There's still a great gulf, however, between the explorations of the independent, personal, ''poetic'' cinema (relegated mostly to museums and special showcases) and the ''movie-movies'' that draw attention from crowds and critics. Indeed, exploratory film gets far shorter shrift than innovative work in other fields. Even conservative music-lovers are used to occasional doses of Messiaen, say, or at least Schonberg. Modern dance - usually plotless, and frequently scored to unconventional music - holds its own next to traditional ballet. Creations by contemporary painters and sculptors stand side by side with masterpieces of the past, and many theatergoers attend Beckett as eagerly as Shakespeare.

Only in cinema is the new and demanding considered frivolous and bothersome. It's a sad situation, which will change only if filmgoers shake off their habits and go hunting for fresh experiences. Whitney exhibition

For fresh experiences, a good place to look is the 1983 Whitney Biennial Film/Video Exhibition, assembled by the Whitney Museum of American Art, where it recently finished a two-month run. Under the auspices of the American Federation of Arts, it is beginning a tour that will bring it to about 40 sites in and out of the United States during the next two years. The traveling series comprises 13 shows (six of film, seven of video) that will be shown mainly in museums, universities, schools, libraries, and media art centers.

Like previous Whitney Biennial selections, the movies chosen give a broad overview of recent noncommercial film activity. Most of the entries are in 16 mm , although included for the first time is a glimpse of the ''super-eight'' revolution that's making cinema more economical (and therefore accessible to more artists) than ever before.

The series gets off to a great start with a three-minute beauty by Sandy Moore, called ''Gawrsh I Didn't Know You Was a Lady'' - a marvelously subversive dissection of an old-fashioned cartoon that turns before our eyes into something like kinetic Cubism.

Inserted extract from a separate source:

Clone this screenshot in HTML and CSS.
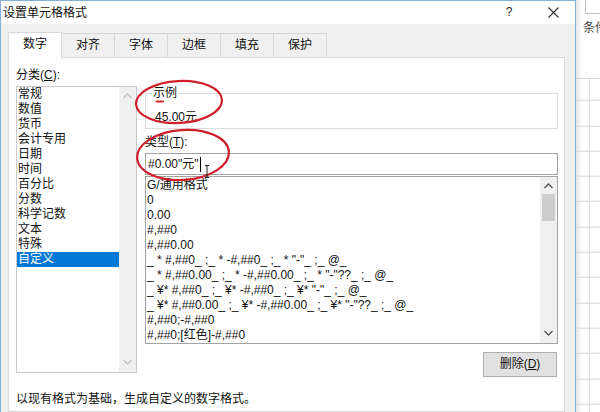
FILE: index.html
```html
<!DOCTYPE html>
<html lang="zh-CN">
<head>
<meta charset="utf-8">
<title>设置单元格格式</title>
<link rel="stylesheet" href="styles.css">
</head>
<body>
<div class="screen">
  <div class="dialog">
    <div class="titlebar">
      <span class="title">设置单元格格式</span>
      <span class="help">?</span>
      <span class="close"><svg width="11" height="11" viewBox="0 0 11 11"><path d="M0.5 0.5 L10.5 10.5 M10.5 0.5 L0.5 10.5" stroke="#333" stroke-width="1.1" fill="none"/></svg></span>
    </div>
    <div class="body">
      <div class="tabs">
        <div class="tab active">数字</div>
        <div class="tab">对齐</div>
        <div class="tab">字体</div>
        <div class="tab">边框</div>
        <div class="tab">填充</div>
        <div class="tab">保护</div>
      </div>
      <div class="page">
        <div class="cols">
          <div class="left">
            <div class="label">分类(<u>C</u>):</div>
            <div class="catlist">
              <div class="items">
                <div class="item">常规</div>
                <div class="item">数值</div>
                <div class="item">货币</div>
                <div class="item">会计专用</div>
                <div class="item">日期</div>
                <div class="item">时间</div>
                <div class="item">百分比</div>
                <div class="item">分数</div>
                <div class="item">科学记数</div>
                <div class="item">文本</div>
                <div class="item">特殊</div>
                <div class="item sel">自定义</div>
              </div>
              <div class="vscroll off">
                <svg class="arr" width="9" height="6" viewBox="0 0 9 6"><path d="M0.5 5 L4.5 1 L8.5 5" stroke="#c2c2c2" stroke-width="1.3" fill="none"/></svg>
                <svg class="arr" width="9" height="6" viewBox="0 0 9 6"><path d="M0.5 1 L4.5 5 L8.5 1" stroke="#c2c2c2" stroke-width="1.3" fill="none"/></svg>
              </div>
            </div>
          </div>
          <div class="right">
            <fieldset class="sample">
              <legend>示例</legend>
              <div class="sample-val">45.00元</div>
            </fieldset>
            <div class="label typelabel">类型(<u>T</u>):</div>
            <div class="input">#0.00"元"<span class="caret"></span></div>
            <div class="fmtlist">
              <div class="items fmt">
                <div class="item">G/通用格式</div>
                <div class="item">0</div>
                <div class="item">0.00</div>
                <div class="item">#,##0</div>
                <div class="item">#,##0.00</div>
                <div class="item">_ * #,##0_ ;_ * -#,##0_ ;_ * "-"_ ;_ @_</div>
                <div class="item">_ * #,##0.00_ ;_ * -#,##0.00_ ;_ * "-"??_ ;_ @_</div>
                <div class="item">_ ¥* #,##0_ ;_ ¥* -#,##0_ ;_ ¥* "-"_ ;_ @_</div>
                <div class="item">_ ¥* #,##0.00_ ;_ ¥* -#,##0.00_ ;_ ¥* "-"??_ ;_ @_</div>
                <div class="item">#,##0;-#,##0</div>
                <div class="item">#,##0;[红色]-#,##0</div>
              </div>
              <div class="vscroll">
                <svg class="arr" width="9" height="6" viewBox="0 0 9 6"><path d="M0.5 5 L4.5 1 L8.5 5" stroke="#555" stroke-width="1.3" fill="none"/></svg>
                <div class="thumb"></div>
                <div class="track"></div>
                <svg class="arr" width="9" height="6" viewBox="0 0 9 6"><path d="M0.5 1 L4.5 5 L8.5 1" stroke="#555" stroke-width="1.3" fill="none"/></svg>
              </div>
            </div>
            <button class="btn" type="button">删除(<u>D</u>)</button>
          </div>
        </div>
        <div class="desc">以现有格式为基础，生成自定义的数字格式。</div>
      </div>
    </div>
  </div>
  <div class="sheet">
    <div class="sheet-top">
      <div class="ribbon-btn"></div>
      <div class="ribbon-label">条件</div>
    </div>
    <div class="grid"></div>
  </div>
  <svg class="marks" width="600" height="412" viewBox="0 0 600 412">
    <ellipse cx="179" cy="102" rx="43" ry="21" fill="none" stroke="#cf1f2b" stroke-width="2.2" transform="rotate(-3 179 102)"/>
    <ellipse cx="183" cy="155" rx="46" ry="25" fill="none" stroke="#cf1f2b" stroke-width="2.2" transform="rotate(-4 183 155)"/>
    <path d="M156.5 101.5 L163 101.5" stroke="#d9262f" stroke-width="2" stroke-linecap="round"/>
    <path d="M205 165.5 H209 M207 165.5 V177.5 M205 177.5 H209" stroke="#222" stroke-width="1" fill="none"/>
  </svg>
</div>
</body>
</html>
```

FILE: styles.css
```css
* { box-sizing: border-box; }
html, body { margin: 0; padding: 0; }
body {
  width: 600px;
  height: 412px;
  overflow: hidden;
  background: #fff;
  color: #111;
  font: 12px/15px "Liberation Sans", "Noto Sans CJK SC", sans-serif;
}
u { text-decoration: underline; text-underline-offset: 1px; }

.screen { position: relative; display: flex; height: 412px; }

.dialog {
  width: 576px;
  flex: none;
  height: 412px;
  border: 1px solid #85afd9;
  border-bottom: none;
  background: #f0f0f0;
  display: flex;
  flex-direction: column;
}
.titlebar {
  height: 23px;
  flex: none;
  background: #fff;
  display: flex;
  align-items: center;
  padding: 0 7px 0 2px;
}
.title { flex: 1; line-height: 14px; }
.help { width: 20px; text-align: center; color: #222; margin-right: 19px; font-size: 12px; }
.close { width: 30px; display: flex; justify-content: center; align-items: center; }

.body {
  flex: 1;
  display: flex;
  flex-direction: column;
  padding: 8px 0 0 7px;
  min-height: 0;
}
.tabs { display: flex; align-items: flex-end; height: 25px; flex: none; }
.tab {
  width: 53px;
  height: 24px;
  border: 1px solid #d9d9d9;
  border-left: none;
  border-bottom: none;
  background: #f0f0f0;
  display: flex;
  align-items: center;
  justify-content: center;
  padding-bottom: 1px;
  line-height: 14px;
}
.tab.active {
  width: 54px;
  height: 26px;
  margin-bottom: -1px;
  border-left: 1px solid #d9d9d9;
  background: #fff;
  position: relative;
  z-index: 1;
  padding-bottom: 3px;
}

.page {
  width: 557px;
  flex: 1;
  background: #fff;
  border: 1px solid #d9d9d9;
  padding: 10px 6px 0 7px;
  display: flex;
  flex-direction: column;
}
.cols { display: flex; gap: 8px; }
.left { width: 121px; flex: none; }
.label { height: 14px; line-height: 14px; }

.catlist {
  margin-top: 4px;
  height: 287px;
  border: 1px solid #c9c9c9;
  display: flex;
}
.items { flex: 1; min-width: 0; overflow: hidden; }
.item { height: 15px; line-height: 15px; padding-left: 1px; white-space: pre; }
.item.sel { background: #0078d7; color: #fff; }

.vscroll {
  width: 17px;
  flex: none;
  background: #f0f0f0;
  display: flex;
  flex-direction: column;
  align-items: center;
  padding: 6px 0 7px;
}
.vscroll.off { justify-content: space-between; }
.arr { display: block; flex: none; }
.thumb { width: 13px; height: 27px; background: #cdcdcd; margin-top: 5px; flex: none; }
.track { flex: 1; }

.right { width: 413px; flex: none; display: flex; flex-direction: column; }
.sample {
  margin: 18px 0 0;
  padding: 10px 0 4px 6px;
  border: 1px solid #dcdcdc;
  min-width: 0;
}
.sample legend { padding: 0 1px; line-height: 14px; height: 14px; }
.sample-val { line-height: 14px; padding-left: 3px; }
.typelabel { margin-top: 6px; }
.input {
  margin-top: 4px;
  height: 22px;
  border: 1px solid #a3a3a3;
  line-height: 20px;
  padding-left: 2px;
  display: flex;
  align-items: center;
  white-space: pre;
}
.caret { display: inline-block; width: 1px; height: 15px; background: #000; margin-left: 1px; }
.fmtlist {
  margin-top: 1px;
  height: 168px;
  border: 1px solid #a3a3a3;
  display: flex;
}
.fmt { padding-top: 1px; }
.btn {
  align-self: flex-end;
  margin: 8px 1px 0 0;
  width: 74px;
  height: 25px;
  background: #e1e1e1;
  border: 1px solid #adadad;
  font: 12px/15px "Liberation Sans", "Noto Sans CJK SC", sans-serif;
  color: #111;
  padding: 0;
}
.desc { margin-top: 15px; line-height: 14px; }

.sheet {
  flex: 1;
  display: flex;
  flex-direction: column;
  overflow: hidden;
  background:
    linear-gradient(to right, rgba(0,0,0,0.10), rgba(0,0,0,0) 6px),
    #fff;
}
.sheet-top {
  height: 79px;
  flex: none;
  border-bottom: 1px solid #d6d6d6;
  padding-left: 9px;
}
.ribbon-btn {
  width: 20px;
  height: 14px;
  border: 1px solid #bdbdbd;
  border-top: none;
}
.ribbon-label {
  margin: 7px 0 0 -2px;
  line-height: 14px;
  white-space: nowrap;
  color: #444;
}
.grid {
  flex: 1;
  background:
    linear-gradient(to right, transparent 13px, #dadada 13px, #dadada 14px, transparent 14px),
    repeating-linear-gradient(to bottom, transparent 0, transparent 24.3px, #d6d6d6 24.3px, #d6d6d6 25.3px);
  background-position: 0 0, 0 -3.3px;
}

.marks { position: absolute; left: 0; top: 0; pointer-events: none; }
```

Also animated is the delicious ''Swiss Army Knife With Rats and Pigeons,'' by veteran cartoonist Robert Breer.

Two filmmakers make vivid sociopolitical observations by brilliantly splicing together ''found footage'' - Bruce Conner in ''America Is Waiting'' and Martha Haslanger in ''The Revolution.'' Ericka Beckman's ambitious ''Out of Hand'' is a surrealist vision captured in super-eight. Ernie Gehr's untitled film turns quick shots of a crowded sidewalk into a fragmented panorama of human faces and figures. ''Landscape and Desire,'' by Ken Kobland, and ''Noblesse Oblige,'' by Warren Sonbert, take radical approaches to the travelogue concept, as does ''Visibility: Moderate,'' by Vivienne Dick.

James Benning does something similar with conventions of narrative and autobiography, suggesting settings and stories in ''Him and Me'' but leaving the viewer to piece things together.

As a whole, it's an uneven series, with several entries less memorable than the ones I've mentioned. But there's real gold here, just waiting to be discovered by the venturesome spectator. The tour begins this month in Minneapolis, and is well worth visiting. 'Oklahoma' revisited

For my money, the most avant-garde picture of the moment is the reissue of ''Oklahoma!''

First released in 1955, it still looks big and beautiful today, with its crisp images (filmed in the old ''Todd-A-O'' process) and rousing Rodgers and Hammerstein score. But what a peculiar movie this is. Except for a few forebodings, virtually all the drama and conflict are scrunched into the last hour. The first 90 minutes are downright minimalistic, drained of nearly all emotion except the goofy grins of Gordon MacRae and the occasional pouts of Shirley Jones. There's not a nuance in sight as the director, Fred Zinnemann, obsessively stylizes the performances and camera compositions to mesh with the stripped-down sincerity of the screenplay and music.

The effect is fresh and clean, all right, but turgid and vapid, too. I'm sorry ''Oklahoma!'' holds up only as a curiosity, not a living and breathing classic. But it's good to have it back for another look and an updated assessment.